Zuenir Ventura, O Globo
Assim como ocorreu na votação do impeachment de Dilma,
tivemos na sessão que rejeitou a denúncia contra Temer uma amostra do eleitor
brasileiro dada pela maioria de seus representantes na Câmara — desta vez
revelando mais pelo que omitiu, escamoteou e calou do que pelo que foi
manifestado. Em nenhuma das justificativas do “sim”, por exemplo, ouviu-se a
confissão de que a decisão fora tomada por interesses fisiológicos como
recompensa por um cargo, uma emenda, um favor qualquer oferecidos pelo
presidente. Todos tinham como motivação uma causa nobre: o desenvolvimento
econômico, a estabilidade política, enfim, o bem do país, não o próprio, claro.
Já imaginaram aqueles dez ministros que deixaram provisoriamente os cargos para
votar a favor, admitindo que estavam ali, desempenhando o vergonhoso papel,
apenas porque o chefe mandou?
A distância entre a opinião dos eleitores manifestada nas
pesquisas e a dos eleitos é tão grande que uma dúvida nos assalta (no Brasil de
hoje até as dúvidas assaltam): será que nas entrevistas dos institutos o
eleitor finge ser, pensar e querer, e não mostra o que de fato é? Trata-se de
uma aparente contradição que os entendidos devem saber explicar: da boca pra
fora, ele condena Temer; na Câmara, absolve. E se aquela gente feia moral e até
fisicamente (com licença da observação politicamente incorreta) for de fato o
retrato sem retoques do nosso eleitor?
Vamos combinar que há uma inversão de sinais no nosso atual
código de ética, com o desvio sendo a norma, e vice-versa. A melhor ilustração
é a daquele que o presidente classificou de “bandido”, o delator Joesley
Batista, se indignando com o que viu. Ele declarou — parece que sem corar — que
“o dia 2 ficará marcado como o dia da vergonha”. E aquela noite no porão do
Jaburu ficará marcada como?
A ironia não é minha, é da História: cada vez mais estamos
dependendo dos vilões menores para descobrir os maiores. Pense no que foi
possível graças a eles nesse processo de depuração moral da política. Se
bobear, vão acabar heróis. O próximo candidato a tentar limpar sua ficha pode
ser o prisioneiro Eduardo Cunha, aquele que o grande Jorge Bastos Moreno
apelidou de “coisa ruim”. É só ele resolver abrir a boca.
Essa comédia de erros não terminou.

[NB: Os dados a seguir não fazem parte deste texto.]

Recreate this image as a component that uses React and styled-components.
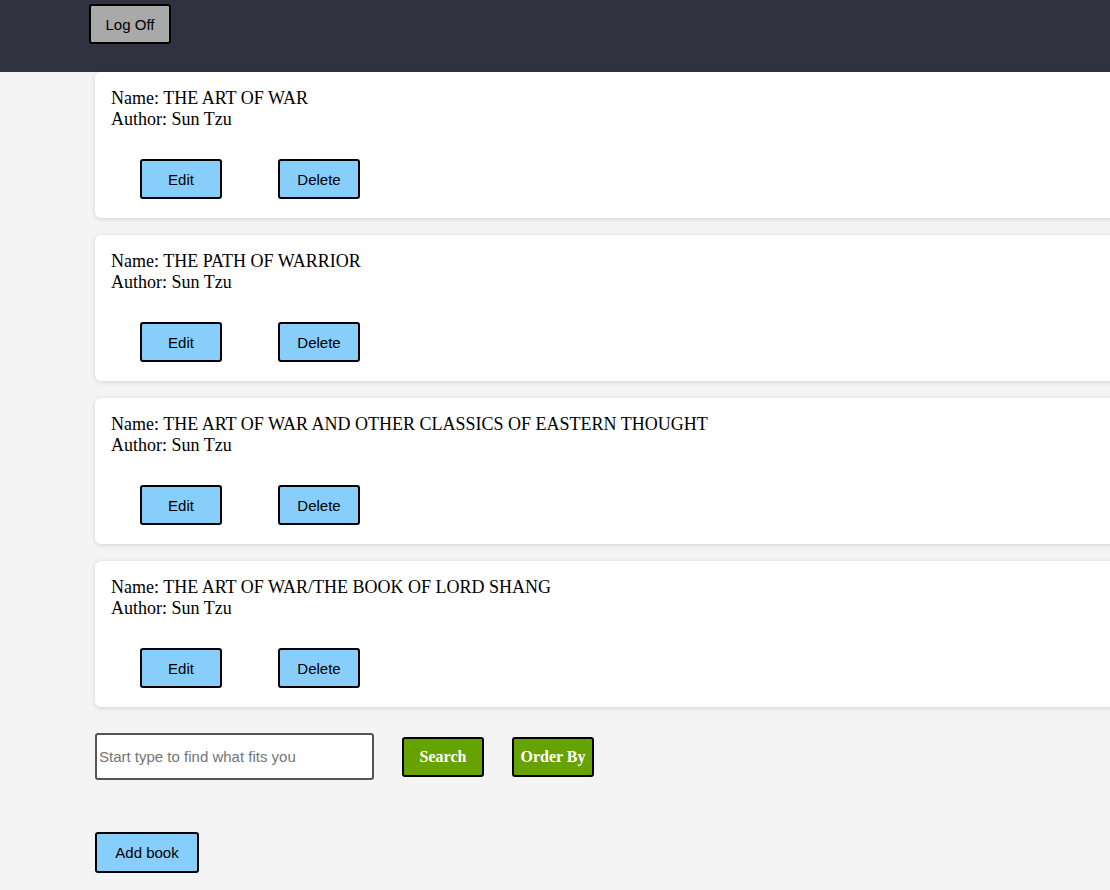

O vitorioso de hoje pode
ser o vilão no final. O tempo di-lo-á.
________
Nesta temporada de incongruências, um destaque para a
senadora Gleisi Hoffmann, que manifestou em seu nome e no do PT “apoio e
solidariedade ao presidente Maduro frente à violenta ofensiva da direita”, ou
seja, da ONU, União Europeia, EUA, entre outros que comandam a “ofensiva”. Lá,
se fosse presidente de um partido de oposição, ela estaria na cadeia junto com
os dois líderes perseguidos implacavelmente apenas por serem opositores.